Luis Manuel Otero Alcántara is a Cuban activist and independent artist born in Cuba on December 2, 1987. Known for his performances that denounce the government's management and policies, he is a leader and member of the San Isidro Movement. This movement, formed by a collective of artists and creators, aims to promote, protect, and defend civil and cultural rights in Cuba.
Otero has suffered, like many Cuban activists, numerous detentions by the Cuban police and State Security. He recently made headlines due to the hacking of the San Isidro Movement's Facebook account (August 2020) and the publication of intimate photos of the artist with the intent to tarnish his image, which has led to multiple displays of support from his followers.
In February 2020, Otero toured the city to highlight its deteriorating infrastructure and staged a performance aimed at drawing attention to the collapses, including the tragic death of three girls after a balcony fell on them in the Jesús María neighborhood in Old Havana. As a result of this action, Otero was arrested.
In March of that same year, he was arrested while heading to a "kiss-in" in front of the Cuban Institute of Radio and Television due to the censorship of a gay kiss in the film Love, Simon. On this occasion, dozens of artists (Silvio Rodríguez, Pedro Luis Ferrer, Carlos Varela, Athanai, Yotuel (Orishas), the U.S. Assistant Secretary of State for Western Hemisphere Affairs, Michael G. Kozak, and Amnesty International, among others) joined the call for the liberation of the Cuban after being imprisoned for more than 2 weeks and facing the threat of a sentence of between two and five years in prison for the alleged crime of damaging property. Regarding these calls for release, Diaz Canel stated that "Cuban artists must be within the revolution."

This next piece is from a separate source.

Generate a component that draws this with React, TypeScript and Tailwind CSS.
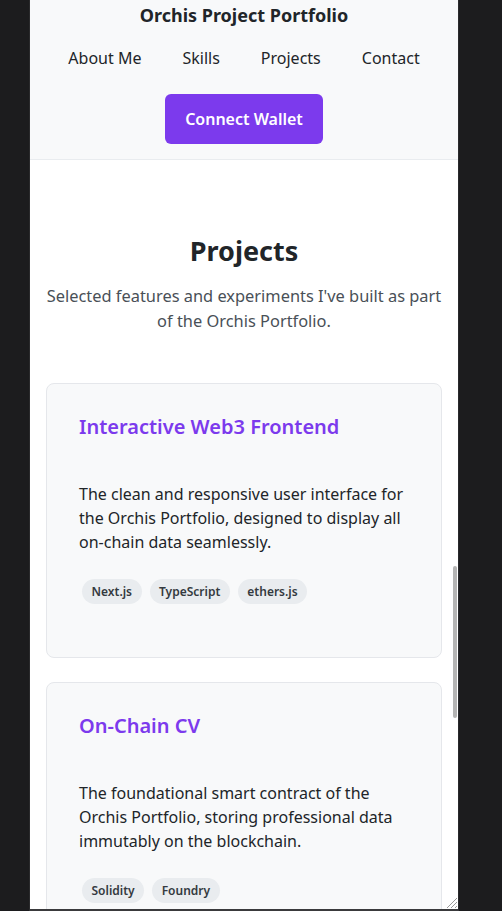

In 2019, Otero Alcántara was summoned by State Security on the very day that the King and Queen of Spain began their official visit to the Island and was arrested on the charge of "public disorder."
Alcántara has often been the target of attacks from the Cuban state-run press, a group of artists who support the government, and by the president of the National Council of Plastic Arts, Norma Rodríguez Derivet.